To say that Americans love sensationalized murder stories would be inaccurate. Whether we want to believe it or not, the thrill of pointing our fingers at someone else in order to feel better about ourselves is really a human trait. Go ahead: Search the internet for any country and the word “serial killer,” and you’ll find hits for at least 75 countries. The same thing happens if you enter “unsolved murder” and any country.
As humans, we just can’t get enough. We depend on our news and social media to remind us that, no matter how crappy we are to our peers, at least we’re better than that person on the screen. Scott Peterson, Casey Anthony, Amanda Knox, and Jodi Arias all became household names because our 24-hour news cycle shoved them down our throats. Just over a decade ago, a similar case took India by storm, but allegations of police misconduct and journalist interference have left the murders unsolved to this day. Director P.A. Carter examines it all in HBO’s two-part miniseries Behind Closed Doors.
“Despite beating and drugging their suspects in order to obtain a confession, they got no closer…”
On May 16, 2008, the body of Aarushi Talwar, a 13-year-old girl from an upper-middle-class family, was found in her bed by her parents. The police were called, and suspicion immediately fell on the servants, especially Hemraj Banjade, a Nepalese immigrant who lived with the family and was now missing. A manhunt ensued, going so far as to drag Banjade’s relatives to his native country, but he remained at large. The next day, his body was found in the locked terrace of the family’s apartment.
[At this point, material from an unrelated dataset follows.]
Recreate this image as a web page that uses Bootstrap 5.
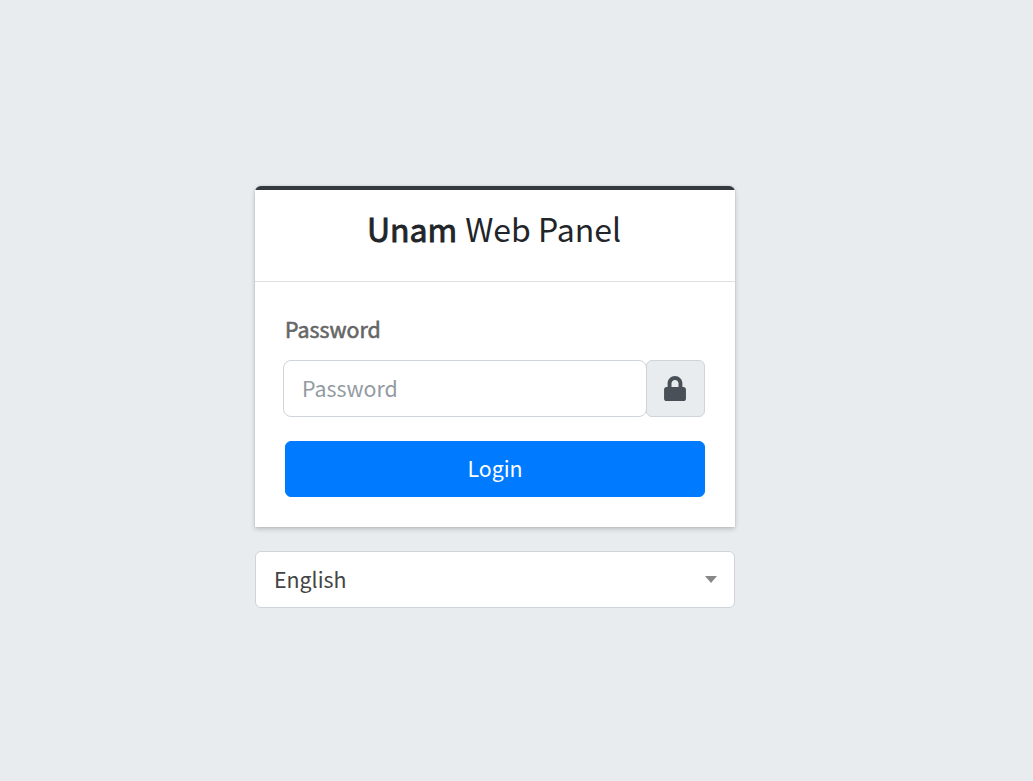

The case quickly dissolved into a circus with police focusing on the parents while doing nothing to prevent anybody, including onlookers from the street, from entering the crime scene and having a look. This led to a cry for assistance from the country’s most elite police bureau, the Central Bureau of Investigation (CBI), as the local police were seen as focusing on the parents in an attempt to cover up their incompetence.
The CBI immediately took over the case – an extremely uncharacteristic move, according to some – and they shifted their focus onto the servants. Despite beating and drugging their suspects in order to obtain a confession, they got no closer and, again, the Bureau responded to the public cries for a change and appointed a new investigating officer. Suspicion now reverted to the parents as the culprits, and the state quickly built a case against them and won, resulting in a life sentence for the Talwars, who appealed and were acquitted. Sadly, through all this back-and-forth between the police, parents, and media, the murders of Aarushi and Hemraj remain unsolved.
“…we see how muddied the investigation became amid police misconduct, media pressure and an unspoken class division…”
Amazingly, P.A. Carter has pulled off something that we can’t even get right in America: fair and balanced reporting. His examination of the case encompasses all sides and delivers compelling arguments in every direction, so much so that we’re not sure what to believe once it’s all over. Through numerous interviews with journalists, police and even the parents, we see how muddied the investigation became amid police misconduct, media pressure, and an unspoken class division that still exists in Indian culture. In many ways, it mirrors the 1996 murder of JonBenét Ramsey, another trial by media riddled with police misconduct and/or incompetence that has also never been solved. They may look and talk differently, but humans are really the same everywhere you go.
Ultimately, this is why Behind Closed Doors is so important. It shoves a mirror in our faces and forces us to question how our own media and police operate here in the States. Law enforcement cuts corners to appease the media, who accuses them of incompetence because someone else gets higher ratings as the guilty party. Is this what we’ve come to? Hopefully, we never find ourselves in this situation because there is absolutely no way out.
Behind Closed Doors (2019) Directed by P.A. Carter.